Profile photo for scottreidbarnes

3 Ways of Searching your Reading Log using a Web Browser

The most common way to use search your reading log is by entering a natural, free-form search query, just like you might using your favorite search engine. From the Currently Reading, Want to Read, or Already Read page, you can search for your books on that reading log shelf by submitting text describing the book’s title, author name, ISBN, or publisher. An example could be “Lord of the Rings by J.R.R Tolkien”.

If you want greater control, you can also harness the power of Apache Solr, the underlying technology which powers the Open Library search engine.

Let’s say, for example, that you’d like to find books on your reading log by a specific author named “King” but using the Natural Language mode instead returns books with “King” in the title. Using keyword search, you could search for author: king to see only books by authors named “King” (while not seeing books with “King” in the title). On the other hand, if you only want to find titles matching “King” and not the author, you could instead search for the keyword title: king. Want to find your horror books? Try subject:Horror.

For a list of common keywords, you can see the Open Library Search How-To Guide, or peek at the code behind it: worksearch/code.py.

Reading log search, like the main Open Library search, supports boolean operators, specifically AND, OR, and NOT, along with wildcards such as * and ? to match multiple characters and a single character respectively. Therefore, to search for all books matching “climb”, “climber’s”, “climbs”, etc., that were published by Sierra Club Books that you want to read, you could visit Want to Read and search for title: climb* AND publisher: sierra club books.

NOTE: the boolean operators are CaSe sensitive, so AND will work as expected, but and will not. The actual search terms themselves are not CaSe sensitive, however, so “king” and “KiNg” will return the same results.

Searching your reading log via the API

For those looking to perform programmatic searches, it’s possible to search via a web API using the following RESTful pattern: https://openlibrary.org/people/{USERNAME}/books/{SHELF}.json?q={QUERY}.

For example, to search for all titles matching “king” on my Want to Read shelf I’d query: https://openlibrary.org/people/srb36/books/want-to-read.json?q=king.

Or if I wanted to search for all titles matching climb* on that same shelf, I’d search for https://openlibrary.org/people/srb36/books/want-to-read.json?q=title:(climb*)

Behind the scenes

Now for the technical details! Reading log search was added in pull request #7052. In exploring how reading log search might be accomplished, two key things leapt to our attention:

  1. Reading log records are stored in the database, and work and edition data (i.e. “books”) are stored in Solr; and
  2. To work with the split data, we were probably doing more queries than we needed to, both in the back end itself, and within the templates that make up the pages.

The goal then was to add the ability to search the reading log, ideally while reducing the number of queries, or at least not increasing the number.

Changing the back end

Most of the heavy lifting was done in core/bookshelves.py. The challenge here was addressing the reading log records being in one database, and the edition data being in Solr.

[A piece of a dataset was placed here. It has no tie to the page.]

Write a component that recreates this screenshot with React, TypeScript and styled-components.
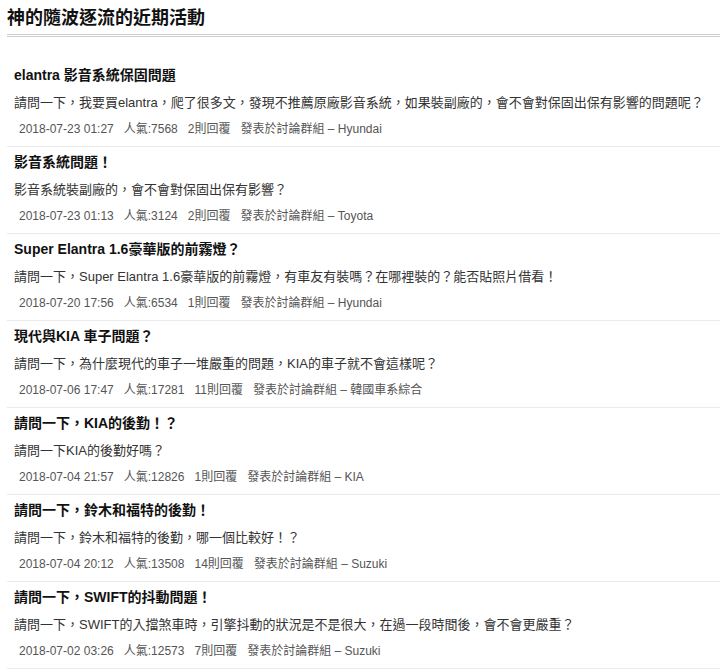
import styled, { createGlobalStyle } from "styled-components";

const GlobalStyle = createGlobalStyle`
	body {
		margin: 0;
		background: #fff;
		font-family: "Liberation Sans", "Noto Sans CJK TC", sans-serif;
		color: #222;
	}
`;

const Page = styled.div`
	padding-left: 7px;
`;

const Header = styled.h2`
	margin: 0;
	padding-top: 6px;
	padding-bottom: 4px;
	font-size: 18px;
	line-height: 24px;
	font-weight: bold;
	color: #111;
	border-bottom: 3px double #cfcfcf;
`;

const List = styled.ul`
	list-style: none;
	margin: 0;
	padding: 23px 0 0;
`;

const Item = styled.li`
	display: flex;
	flex-direction: column;
	padding: 5px 0 7px 7px;
	border-bottom: 1px solid #ebebeb;
`;

const Title = styled.a`
	font-size: 14px;
	line-height: 20px;
	font-weight: bold;
	color: #111;
	text-decoration: none;
	margin-bottom: 8px;
`;

const Desc = styled.p`
	margin: 0 0 6px;
	font-size: 13px;
	line-height: 20px;
	color: #333;
`;

const Meta = styled.div`
	display: flex;
	gap: 10px;
	padding-left: 5px;
	font-size: 12px;
	line-height: 20px;
	color: #555;
`;

interface Post {
	title: string;
	desc: string;
	date: string;
	views: number;
	replies: number;
	group: string;
}

const posts: Post[] = [
	{
		title: "elantra 影音系統保固問題",
		desc: "請問一下，我要買elantra，爬了很多文，發現不推薦原廠影音系統，如果裝副廠的，會不會對保固出保有影響的問題呢？",
		date: "2018-07-23 01:27",
		views: 7568,
		replies: 2,
		group: "Hyundai",
	},
	{
		title: "影音系統問題！",
		desc: "影音系統裝副廠的，會不會對保固出保有影響？",
		date: "2018-07-23 01:13",
		views: 3124,
		replies: 2,
		group: "Toyota",
	},
	{
		title: "Super Elantra 1.6豪華版的前霧燈？",
		desc: "請問一下，Super Elantra 1.6豪華版的前霧燈，有車友有裝嗎？在哪裡裝的？能否貼照片借看！",
		date: "2018-07-20 17:56",
		views: 6534,
		replies: 1,
		group: "Hyundai",
	},
	{
		title: "現代與KIA 車子問題？",
		desc: "請問一下，為什麼現代的車子一堆嚴重的問題，KIA的車子就不會這樣呢？",
		date: "2018-07-06 17:47",
		views: 17281,
		replies: 11,
		group: "韓國車系綜合",
	},
	{
		title: "請問一下，KIA的後勤！？",
		desc: "請問一下KIA的後勤好嗎？",
		date: "2018-07-04 21:57",
		views: 12826,
		replies: 1,
		group: "KIA",
	},
	{
		title: "請問一下，鈴木和福特的後勤！",
		desc: "請問一下，鈴木和福特的後勤，哪一個比較好！？",
		date: "2018-07-04 20:12",
		views: 13508,
		replies: 14,
		group: "Suzuki",
	},
	{
		title: "請問一下，SWIFT的抖動問題！",
		desc: "請問一下，SWIFT的入擋煞車時，引擎抖動的狀況是不是很大，在過一段時間後，會不會更嚴重？",
		date: "2018-07-02 03:26",
		views: 12573,
		replies: 7,
		group: "Suzuki",
	},
];

export default function App() {
	return (
		<Page>
			<GlobalStyle />
			<Header>神的隨波逐流的近期活動</Header>
			<List>
				{posts.map((p) => (
					<Item key={p.date}>
						<Title href='#'>{p.title}</Title>
						<Desc>{p.desc}</Desc>
						<Meta>
							<span>{p.date}</span>
							<span>人氣:{p.views}</span>
							<span>{p.replies}則回覆</span>
							<span>發表於討論群組 – {p.group}</span>
						</Meta>
					</Item>
				))}
			</List>
		</Page>
	);
}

The solution was to query the reading log database once, and then use those results to query Solr to get all the information we’d need for the rest of the process. Then we could simply pass the data around in a Python dataclasses, and then ultimately pass the results through to the templates to render for display in patrons’ browsers.

For the super curious, this is found in get_filtered_reading_log_books()

Changing the templates

As mentioned, having the data in two places had led to some excess querying, which manifested itself in the templates where we re-queried Solr to get additional data to properly display books to patrons.

However, because we had gathered all of that information at the outset, we just had to change the templates to render the query results we passed to them, as they no longer had to perform any queries.